◆ Problem description ◆
For each line below that contains the string "matches", copy that line.

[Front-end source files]
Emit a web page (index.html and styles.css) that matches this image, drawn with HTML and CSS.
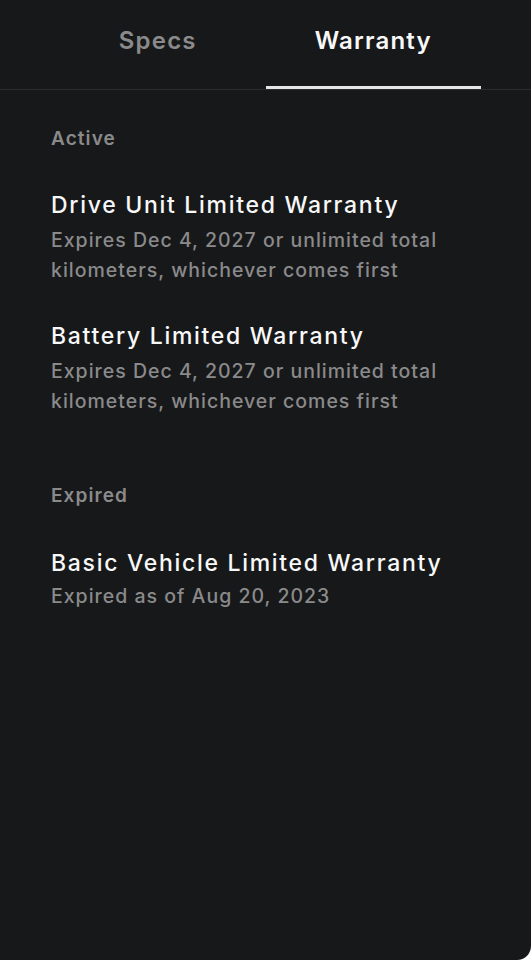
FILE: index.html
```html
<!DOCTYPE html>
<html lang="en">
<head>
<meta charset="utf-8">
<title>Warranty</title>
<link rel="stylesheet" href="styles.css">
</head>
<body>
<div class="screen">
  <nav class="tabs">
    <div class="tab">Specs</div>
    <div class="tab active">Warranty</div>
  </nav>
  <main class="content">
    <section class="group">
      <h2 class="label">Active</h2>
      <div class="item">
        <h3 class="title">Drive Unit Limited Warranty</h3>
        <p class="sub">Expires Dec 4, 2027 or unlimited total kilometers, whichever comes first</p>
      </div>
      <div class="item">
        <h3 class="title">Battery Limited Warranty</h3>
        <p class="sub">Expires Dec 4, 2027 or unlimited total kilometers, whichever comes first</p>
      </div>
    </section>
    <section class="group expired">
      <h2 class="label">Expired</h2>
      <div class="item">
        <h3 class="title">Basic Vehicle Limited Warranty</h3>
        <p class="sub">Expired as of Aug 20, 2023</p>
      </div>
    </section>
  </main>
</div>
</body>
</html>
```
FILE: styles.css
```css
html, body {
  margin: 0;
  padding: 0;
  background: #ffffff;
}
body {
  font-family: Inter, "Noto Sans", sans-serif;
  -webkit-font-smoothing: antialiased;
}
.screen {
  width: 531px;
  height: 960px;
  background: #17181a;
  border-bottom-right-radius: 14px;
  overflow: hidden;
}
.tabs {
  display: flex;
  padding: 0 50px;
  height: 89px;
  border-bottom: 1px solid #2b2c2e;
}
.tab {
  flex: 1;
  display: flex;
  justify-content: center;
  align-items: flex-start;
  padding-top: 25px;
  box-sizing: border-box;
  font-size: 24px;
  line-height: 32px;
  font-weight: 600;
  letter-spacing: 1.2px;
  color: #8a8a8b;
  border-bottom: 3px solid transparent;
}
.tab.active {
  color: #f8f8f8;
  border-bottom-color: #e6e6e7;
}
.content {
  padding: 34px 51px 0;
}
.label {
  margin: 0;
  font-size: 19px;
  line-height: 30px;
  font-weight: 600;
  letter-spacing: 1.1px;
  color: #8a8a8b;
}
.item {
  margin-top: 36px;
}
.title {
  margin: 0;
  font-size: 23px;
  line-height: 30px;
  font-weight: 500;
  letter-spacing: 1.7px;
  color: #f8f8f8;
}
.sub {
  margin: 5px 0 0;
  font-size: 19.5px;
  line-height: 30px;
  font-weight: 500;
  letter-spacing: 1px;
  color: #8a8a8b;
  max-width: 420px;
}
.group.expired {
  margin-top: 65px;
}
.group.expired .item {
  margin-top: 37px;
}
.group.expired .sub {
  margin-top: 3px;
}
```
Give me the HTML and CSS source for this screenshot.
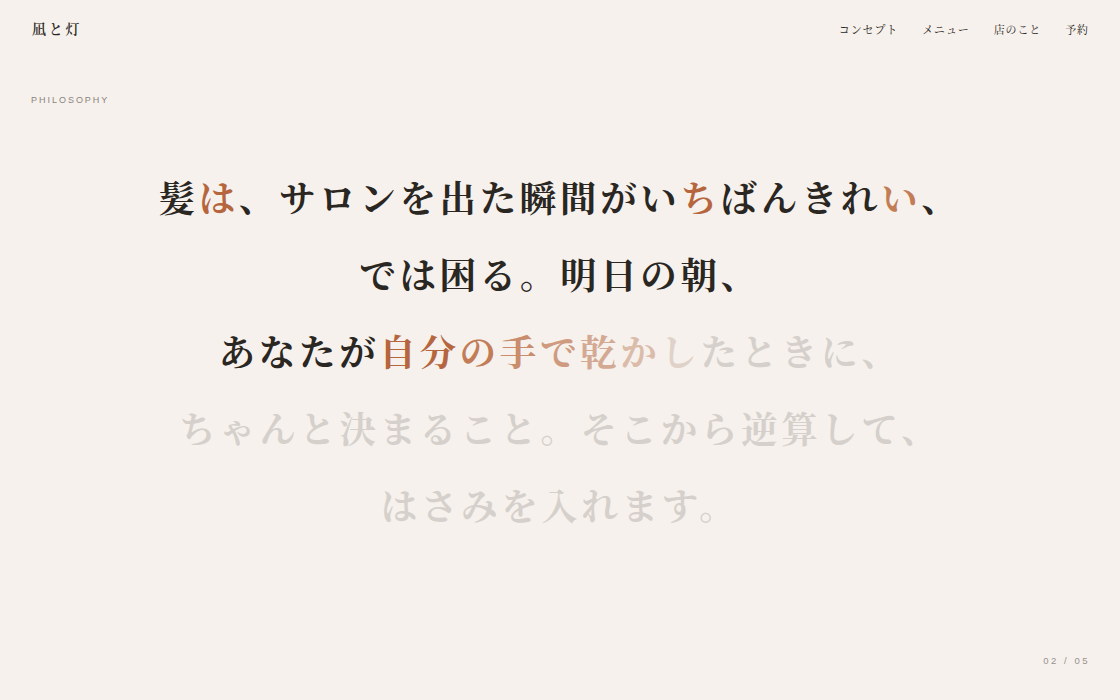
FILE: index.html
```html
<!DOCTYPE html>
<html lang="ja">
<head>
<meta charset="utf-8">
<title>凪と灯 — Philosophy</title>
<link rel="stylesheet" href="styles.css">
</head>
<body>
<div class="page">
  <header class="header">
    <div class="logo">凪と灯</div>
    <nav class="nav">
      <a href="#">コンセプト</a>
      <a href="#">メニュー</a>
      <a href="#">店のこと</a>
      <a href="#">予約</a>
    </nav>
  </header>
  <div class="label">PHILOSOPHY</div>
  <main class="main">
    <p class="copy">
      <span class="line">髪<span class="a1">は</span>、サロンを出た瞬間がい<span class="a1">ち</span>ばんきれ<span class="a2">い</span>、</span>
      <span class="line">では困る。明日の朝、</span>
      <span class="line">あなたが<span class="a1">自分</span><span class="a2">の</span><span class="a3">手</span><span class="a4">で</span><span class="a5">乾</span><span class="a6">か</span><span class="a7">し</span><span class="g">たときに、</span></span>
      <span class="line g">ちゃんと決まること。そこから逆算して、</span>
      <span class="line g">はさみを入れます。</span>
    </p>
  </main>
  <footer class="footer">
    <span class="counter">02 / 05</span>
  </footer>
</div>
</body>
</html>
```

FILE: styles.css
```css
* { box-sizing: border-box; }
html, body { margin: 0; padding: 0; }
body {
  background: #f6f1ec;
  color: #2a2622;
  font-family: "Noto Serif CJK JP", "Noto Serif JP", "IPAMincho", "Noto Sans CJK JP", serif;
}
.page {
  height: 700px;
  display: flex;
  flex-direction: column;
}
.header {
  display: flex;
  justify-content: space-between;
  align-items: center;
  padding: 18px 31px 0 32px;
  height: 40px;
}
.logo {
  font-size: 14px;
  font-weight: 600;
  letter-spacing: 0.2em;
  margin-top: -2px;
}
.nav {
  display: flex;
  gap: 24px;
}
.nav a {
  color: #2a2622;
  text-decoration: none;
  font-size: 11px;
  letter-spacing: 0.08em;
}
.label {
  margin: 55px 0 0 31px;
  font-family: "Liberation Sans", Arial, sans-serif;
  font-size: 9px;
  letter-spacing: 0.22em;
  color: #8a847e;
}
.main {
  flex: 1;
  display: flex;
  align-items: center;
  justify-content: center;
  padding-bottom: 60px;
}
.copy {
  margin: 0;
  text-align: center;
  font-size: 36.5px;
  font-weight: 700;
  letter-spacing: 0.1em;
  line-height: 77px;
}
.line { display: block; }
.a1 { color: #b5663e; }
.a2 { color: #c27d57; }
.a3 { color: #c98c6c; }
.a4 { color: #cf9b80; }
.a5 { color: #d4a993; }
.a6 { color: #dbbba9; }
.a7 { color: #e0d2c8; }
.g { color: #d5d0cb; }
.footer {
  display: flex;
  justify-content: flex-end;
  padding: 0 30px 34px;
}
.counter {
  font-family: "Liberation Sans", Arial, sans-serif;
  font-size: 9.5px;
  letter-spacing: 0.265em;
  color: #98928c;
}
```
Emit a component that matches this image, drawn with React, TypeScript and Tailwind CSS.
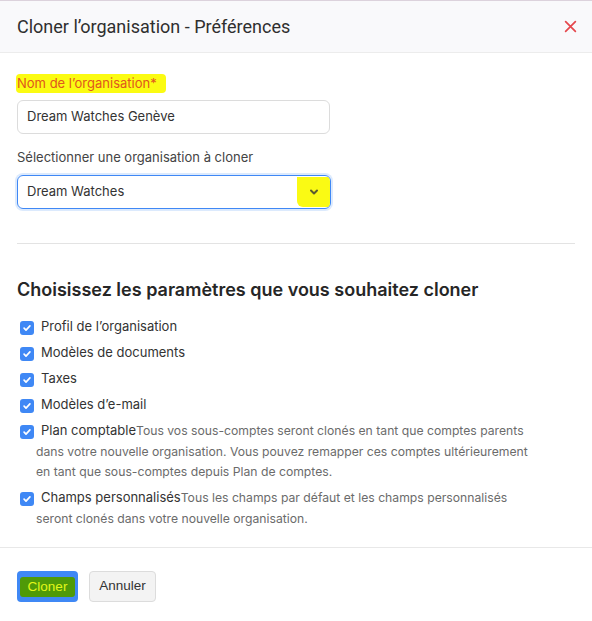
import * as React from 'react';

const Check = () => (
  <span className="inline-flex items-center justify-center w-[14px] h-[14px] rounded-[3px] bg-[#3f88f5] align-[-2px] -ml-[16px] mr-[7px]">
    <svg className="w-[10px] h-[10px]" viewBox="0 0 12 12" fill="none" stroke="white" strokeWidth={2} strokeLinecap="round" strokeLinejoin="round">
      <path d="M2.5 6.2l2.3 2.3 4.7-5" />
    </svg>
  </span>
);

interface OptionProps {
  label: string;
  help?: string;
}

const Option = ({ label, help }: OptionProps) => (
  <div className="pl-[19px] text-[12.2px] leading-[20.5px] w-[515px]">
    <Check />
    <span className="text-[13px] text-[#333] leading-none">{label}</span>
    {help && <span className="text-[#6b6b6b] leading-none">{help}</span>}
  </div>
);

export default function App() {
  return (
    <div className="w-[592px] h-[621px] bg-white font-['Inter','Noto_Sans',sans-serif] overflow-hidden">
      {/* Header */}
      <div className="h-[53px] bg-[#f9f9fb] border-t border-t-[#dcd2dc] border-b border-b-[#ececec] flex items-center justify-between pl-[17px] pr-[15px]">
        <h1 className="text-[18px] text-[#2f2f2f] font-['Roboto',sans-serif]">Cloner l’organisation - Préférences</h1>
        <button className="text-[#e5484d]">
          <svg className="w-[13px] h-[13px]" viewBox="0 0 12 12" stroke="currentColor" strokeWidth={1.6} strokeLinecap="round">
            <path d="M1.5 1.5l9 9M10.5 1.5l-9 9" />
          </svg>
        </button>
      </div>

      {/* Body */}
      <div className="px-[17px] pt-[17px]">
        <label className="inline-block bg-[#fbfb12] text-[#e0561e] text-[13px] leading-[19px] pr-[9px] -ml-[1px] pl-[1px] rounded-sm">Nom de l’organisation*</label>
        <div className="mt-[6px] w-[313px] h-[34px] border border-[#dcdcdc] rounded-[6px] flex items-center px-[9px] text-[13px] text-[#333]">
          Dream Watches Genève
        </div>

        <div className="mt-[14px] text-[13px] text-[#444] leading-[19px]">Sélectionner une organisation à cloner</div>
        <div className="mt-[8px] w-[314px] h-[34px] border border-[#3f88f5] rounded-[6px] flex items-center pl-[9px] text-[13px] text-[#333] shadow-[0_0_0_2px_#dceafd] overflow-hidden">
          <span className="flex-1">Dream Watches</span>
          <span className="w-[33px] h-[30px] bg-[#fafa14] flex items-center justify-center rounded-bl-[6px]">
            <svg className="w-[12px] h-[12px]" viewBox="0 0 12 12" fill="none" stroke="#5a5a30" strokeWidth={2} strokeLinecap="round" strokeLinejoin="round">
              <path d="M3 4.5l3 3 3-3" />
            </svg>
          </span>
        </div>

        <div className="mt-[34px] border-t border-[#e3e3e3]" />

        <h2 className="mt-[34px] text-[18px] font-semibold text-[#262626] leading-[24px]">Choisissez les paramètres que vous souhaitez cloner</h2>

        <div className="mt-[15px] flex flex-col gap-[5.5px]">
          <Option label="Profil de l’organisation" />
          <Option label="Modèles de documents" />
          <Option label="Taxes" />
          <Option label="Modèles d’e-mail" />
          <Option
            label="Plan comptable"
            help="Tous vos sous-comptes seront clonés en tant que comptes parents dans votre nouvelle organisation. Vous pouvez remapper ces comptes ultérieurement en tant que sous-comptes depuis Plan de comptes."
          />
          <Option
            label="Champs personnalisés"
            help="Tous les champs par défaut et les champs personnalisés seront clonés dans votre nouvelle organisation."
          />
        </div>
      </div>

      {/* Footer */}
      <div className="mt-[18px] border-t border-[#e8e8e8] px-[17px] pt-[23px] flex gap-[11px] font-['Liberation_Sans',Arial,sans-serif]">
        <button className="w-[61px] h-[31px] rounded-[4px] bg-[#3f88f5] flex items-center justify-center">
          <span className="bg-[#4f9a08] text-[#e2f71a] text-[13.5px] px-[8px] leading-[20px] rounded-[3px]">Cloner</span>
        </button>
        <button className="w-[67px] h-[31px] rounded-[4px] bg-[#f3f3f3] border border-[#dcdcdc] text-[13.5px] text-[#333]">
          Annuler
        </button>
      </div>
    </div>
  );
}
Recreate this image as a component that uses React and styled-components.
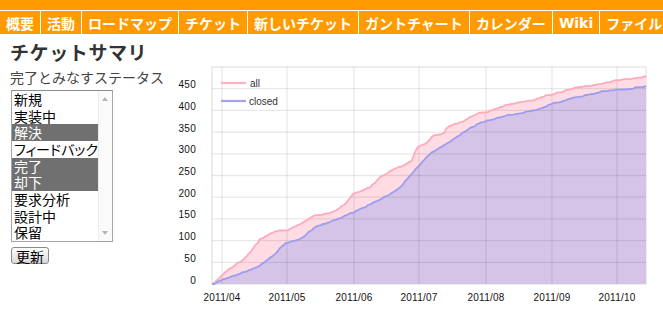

◆ Solved problem ◆
Emit a web page (index.html and styles.css) that matches this image, drawn with HTML and CSS.
Emit a component that matches this image, drawn with React, TypeScript and Tailwind CSS.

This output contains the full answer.